My office is a desk in the corner, so I’m right there to offer help or teach them the little tricks I’ve learned. I also try to stay at my desk and let them take care of whoever comes in, but I can’t just keep quiet if they are not saying the right thing. I always have to get my two cents in.
Now that she had a full-time employee nearly up to speed and a sharp former classmate from Babson working on weekends as a fun job, Alison had begun to carve out some time each week to recharge:
I have had to give up spending much time with Bryan, and that has been a huge problem. My taking Sundays has become so important because we get to spend time together. Despite the fact that he is also an entrepreneur, he has had a really big struggle with the idea that he is number two to this business. That’s been hard and it’s something we’re working on.
Her other challenging relationship was with the numbers:
Nailing down the actuals is a big issue for me, and I am in the process of doing that. I’m not bad with financials, but they are a bit intimidating; I am really just much more into customer service and marketing. There are so many other things that I could be doing to bring in sales, so I’d rather do those things first.
It’s true; I would rather have my store neat and folded than work on my financials. That is always my first priority. If the store looks good, then I can do other things. The problem is that I am constantly rearranging the store, and that is my way of being creative: putting different things together, doing the windows over every week.

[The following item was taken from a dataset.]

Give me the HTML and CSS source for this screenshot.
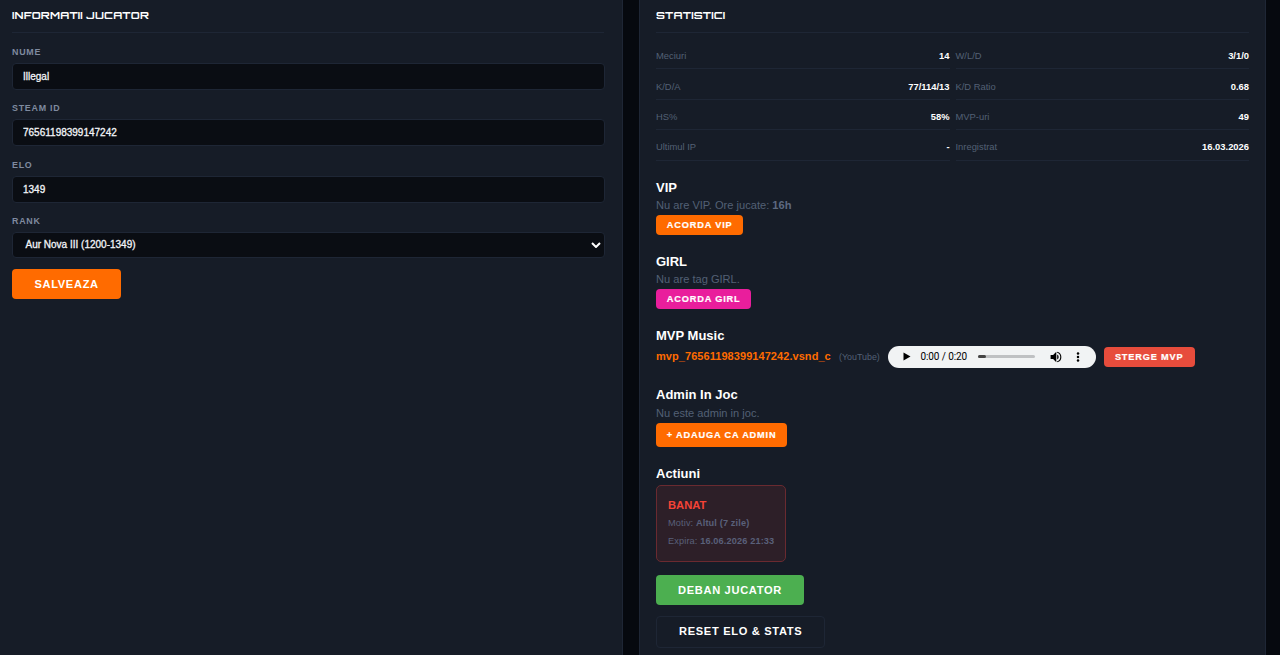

My uncle does my accounting, and I am paying close enough attention to know I’m doing much better than my projections, but I need to focus on it more. And I need to find a training course for that inventory software so I can run those reports and coordinate things the right way.
Down by One
It had been one of the best-selling days to date. Alison closed her shop at 8:30 that night and returned to her desk with the absurd idea that she might have some energy left for paperwork. It wasn’t just that she was tired; she now had a brand-new challenge on her plate: That day her one full-time employee had given her two-week notice.